Hydrogen Production Methods: Electrolysis, steam methane reforming, and biomass gasification for sustainable hydrogen generation
Hydrogen, a versatile and clean-burning fuel, holds immense potential for decarbonizing industries and transportation. However, its production methods vary widely in sustainability and cost, making the choice of method critical for its role in a green future. Among the leading techniques are electrolysis, steam methane reforming (SMR), and biomass gasification, each with distinct advantages and challenges.
Electrolysis stands out as the most promising pathway for green hydrogen production. By splitting water (H₂O) into hydrogen and oxygen using electricity, this method is emissions-free when powered by renewable energy sources like solar or wind. The efficiency of electrolysis depends on the type of electrolyzer used: alkaline, proton exchange membrane (PEM), or solid oxide. PEM electrolyzers, for instance, operate at higher efficiencies (up to 80%) but require pure water and are more expensive. Alkaline electrolyzers, while cheaper, are less efficient (60–70%) and slower to respond to variable energy inputs. For large-scale applications, pairing electrolysis with renewable energy grids can produce hydrogen at costs as low as $2–3 per kilogram, though current costs remain higher ($4–6/kg). Governments and industries are investing heavily in scaling this technology, with projects like the EU’s Green Hydrogen Acceleration and Re-industrialization Plan aiming to reduce costs further.
In contrast, steam methane reforming (SMR) dominates current hydrogen production, accounting for ~95% of global supply. This method reacts methane (CH₄) with steam at high temperatures (700–1,000°C) to produce hydrogen and carbon dioxide (CO₂). While cost-effective ($1–2/kg), SMR is far from sustainable, emitting 9–12 tons of CO₂ per ton of hydrogen produced. To address this, carbon capture and storage (CCS) technologies are being integrated, reducing emissions by up to 90%. However, CCS-equipped SMR still relies on fossil fuels and faces challenges in long-term CO₂ storage. For industries seeking immediate hydrogen supply, SMR with CCS offers a transitional solution, but it cannot achieve net-zero emissions without renewable feedstocks.
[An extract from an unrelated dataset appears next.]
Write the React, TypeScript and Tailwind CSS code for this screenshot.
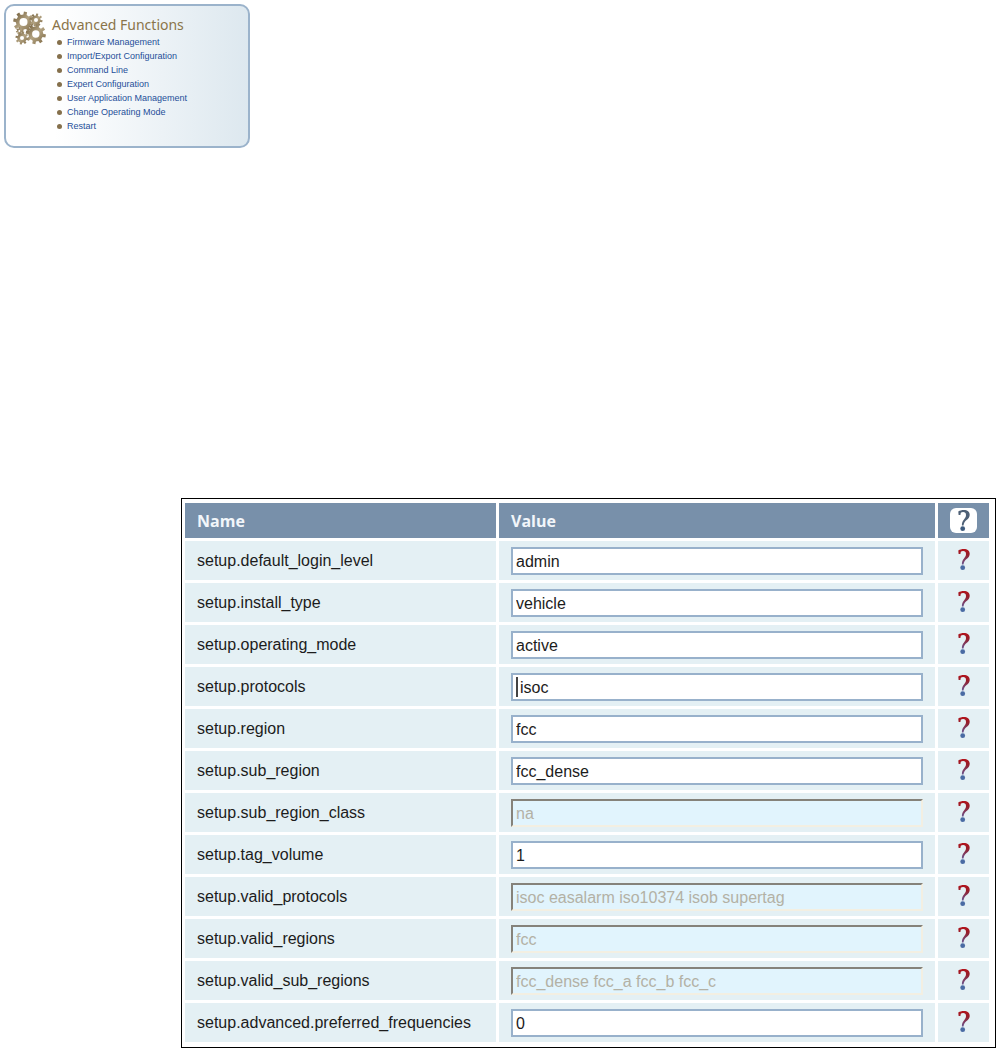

Biomass gasification presents a third pathway, converting organic materials like agricultural waste, wood chips, or algae into hydrogen through thermochemical processes. This method is carbon-neutral because the CO₂ released during production is offset by the CO₂ absorbed during biomass growth. Gasification occurs at 800–900°C in an oxygen-starved environment, producing a syngas mixture of hydrogen, carbon monoxide, and methane. Subsequent reforming steps purify the hydrogen, achieving efficiencies of 50–70%. While biomass gasification is scalable and utilizes waste resources, its viability depends on sustainable feedstock sourcing and land-use considerations. Pilot projects, such as the BioHyPP facility in Finland, demonstrate its potential, but widespread adoption requires standardized processes and supply chains.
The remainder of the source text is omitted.